• **Working data**
>> START

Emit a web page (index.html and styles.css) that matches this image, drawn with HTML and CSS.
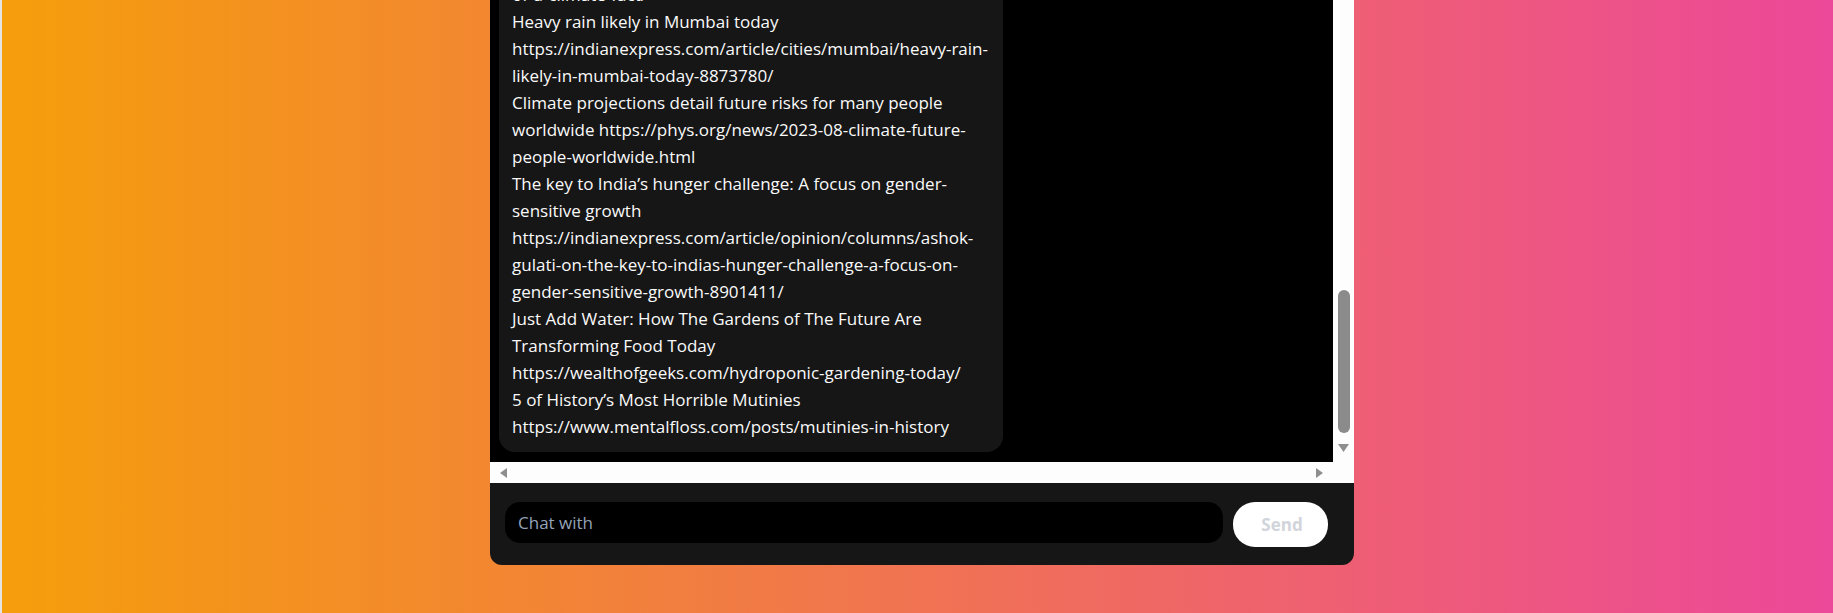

>> END
>> START

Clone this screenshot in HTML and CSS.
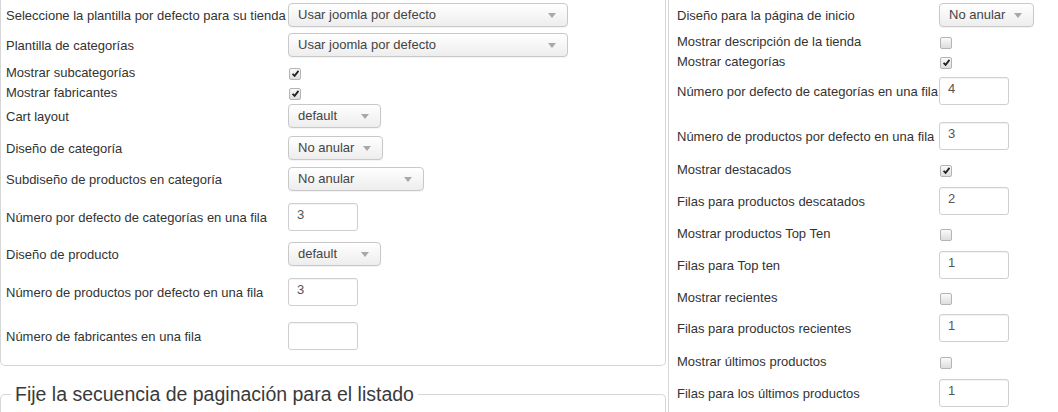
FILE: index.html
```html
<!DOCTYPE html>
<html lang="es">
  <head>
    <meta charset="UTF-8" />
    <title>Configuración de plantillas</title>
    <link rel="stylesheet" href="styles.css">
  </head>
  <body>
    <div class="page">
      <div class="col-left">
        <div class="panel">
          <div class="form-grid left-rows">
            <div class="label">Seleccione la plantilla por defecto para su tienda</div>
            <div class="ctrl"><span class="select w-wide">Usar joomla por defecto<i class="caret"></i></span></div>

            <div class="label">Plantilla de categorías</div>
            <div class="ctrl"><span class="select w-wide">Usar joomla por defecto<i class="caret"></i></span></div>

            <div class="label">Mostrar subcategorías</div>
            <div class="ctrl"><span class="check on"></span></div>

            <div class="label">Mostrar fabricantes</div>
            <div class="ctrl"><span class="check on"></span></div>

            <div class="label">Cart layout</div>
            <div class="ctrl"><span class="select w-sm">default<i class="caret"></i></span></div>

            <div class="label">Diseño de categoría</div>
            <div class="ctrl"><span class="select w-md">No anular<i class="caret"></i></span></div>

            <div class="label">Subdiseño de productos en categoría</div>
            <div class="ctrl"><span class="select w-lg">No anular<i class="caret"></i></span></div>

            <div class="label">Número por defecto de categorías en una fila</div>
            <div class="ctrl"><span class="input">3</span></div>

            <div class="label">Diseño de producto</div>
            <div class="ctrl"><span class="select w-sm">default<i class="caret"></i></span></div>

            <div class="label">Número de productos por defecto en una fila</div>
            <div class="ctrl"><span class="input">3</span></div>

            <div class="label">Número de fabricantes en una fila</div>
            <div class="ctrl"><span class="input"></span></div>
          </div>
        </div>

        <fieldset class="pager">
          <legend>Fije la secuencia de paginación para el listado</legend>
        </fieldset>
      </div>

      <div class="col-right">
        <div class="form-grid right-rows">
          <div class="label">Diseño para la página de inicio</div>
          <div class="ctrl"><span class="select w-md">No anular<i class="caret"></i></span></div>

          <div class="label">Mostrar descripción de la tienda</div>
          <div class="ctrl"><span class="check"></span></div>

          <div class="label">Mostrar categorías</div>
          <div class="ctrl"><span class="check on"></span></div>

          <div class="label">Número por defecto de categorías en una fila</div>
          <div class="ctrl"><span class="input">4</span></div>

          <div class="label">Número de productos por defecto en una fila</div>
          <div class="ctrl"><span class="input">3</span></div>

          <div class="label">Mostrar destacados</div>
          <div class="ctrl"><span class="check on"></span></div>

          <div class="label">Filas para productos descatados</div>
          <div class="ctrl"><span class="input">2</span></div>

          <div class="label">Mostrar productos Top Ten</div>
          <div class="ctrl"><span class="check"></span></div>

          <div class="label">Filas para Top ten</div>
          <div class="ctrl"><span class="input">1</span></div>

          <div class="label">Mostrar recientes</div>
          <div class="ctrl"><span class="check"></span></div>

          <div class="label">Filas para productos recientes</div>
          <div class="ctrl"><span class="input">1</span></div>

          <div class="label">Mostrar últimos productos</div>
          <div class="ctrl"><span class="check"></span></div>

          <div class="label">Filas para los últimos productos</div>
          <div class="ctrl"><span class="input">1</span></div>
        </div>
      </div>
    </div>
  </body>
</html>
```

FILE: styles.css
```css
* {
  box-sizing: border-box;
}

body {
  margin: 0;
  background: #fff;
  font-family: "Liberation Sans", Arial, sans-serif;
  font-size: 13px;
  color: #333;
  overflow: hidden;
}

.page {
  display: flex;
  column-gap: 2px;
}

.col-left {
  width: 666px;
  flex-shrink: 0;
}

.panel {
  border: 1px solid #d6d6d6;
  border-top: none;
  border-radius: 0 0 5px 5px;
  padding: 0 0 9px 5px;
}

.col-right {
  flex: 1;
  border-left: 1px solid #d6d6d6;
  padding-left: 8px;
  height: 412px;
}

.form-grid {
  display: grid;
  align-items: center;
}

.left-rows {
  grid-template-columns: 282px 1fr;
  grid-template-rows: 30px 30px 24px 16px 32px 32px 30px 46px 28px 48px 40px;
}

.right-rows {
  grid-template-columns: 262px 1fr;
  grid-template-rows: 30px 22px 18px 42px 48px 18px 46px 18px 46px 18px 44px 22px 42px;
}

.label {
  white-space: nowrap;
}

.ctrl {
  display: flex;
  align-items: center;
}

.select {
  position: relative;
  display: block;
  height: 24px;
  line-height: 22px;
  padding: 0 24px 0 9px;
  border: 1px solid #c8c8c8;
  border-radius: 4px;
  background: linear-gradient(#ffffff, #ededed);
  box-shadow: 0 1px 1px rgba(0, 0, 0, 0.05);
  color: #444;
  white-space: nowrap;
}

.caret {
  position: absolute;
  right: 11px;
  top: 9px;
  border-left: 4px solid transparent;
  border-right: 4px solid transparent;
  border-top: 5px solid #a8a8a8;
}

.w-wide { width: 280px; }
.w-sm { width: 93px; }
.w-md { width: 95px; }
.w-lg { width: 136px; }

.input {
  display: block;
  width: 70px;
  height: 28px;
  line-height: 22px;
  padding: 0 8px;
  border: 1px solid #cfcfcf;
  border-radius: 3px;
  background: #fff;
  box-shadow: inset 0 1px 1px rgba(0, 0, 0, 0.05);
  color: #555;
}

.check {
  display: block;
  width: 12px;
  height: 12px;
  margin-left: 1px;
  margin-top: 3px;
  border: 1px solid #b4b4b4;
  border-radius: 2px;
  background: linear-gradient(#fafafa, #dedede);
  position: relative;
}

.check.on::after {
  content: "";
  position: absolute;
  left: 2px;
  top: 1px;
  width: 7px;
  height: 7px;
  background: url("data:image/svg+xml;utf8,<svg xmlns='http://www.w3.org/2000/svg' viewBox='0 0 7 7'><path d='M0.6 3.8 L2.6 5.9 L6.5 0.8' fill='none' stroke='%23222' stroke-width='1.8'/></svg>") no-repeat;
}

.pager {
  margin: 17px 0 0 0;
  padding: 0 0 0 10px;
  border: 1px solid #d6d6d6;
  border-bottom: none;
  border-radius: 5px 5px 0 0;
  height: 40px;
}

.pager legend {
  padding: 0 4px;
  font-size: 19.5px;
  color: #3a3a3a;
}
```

>> END

• **What the task requires**
Give only the number of lines in the records that contain the string "styles".

• **Completed exercise**
3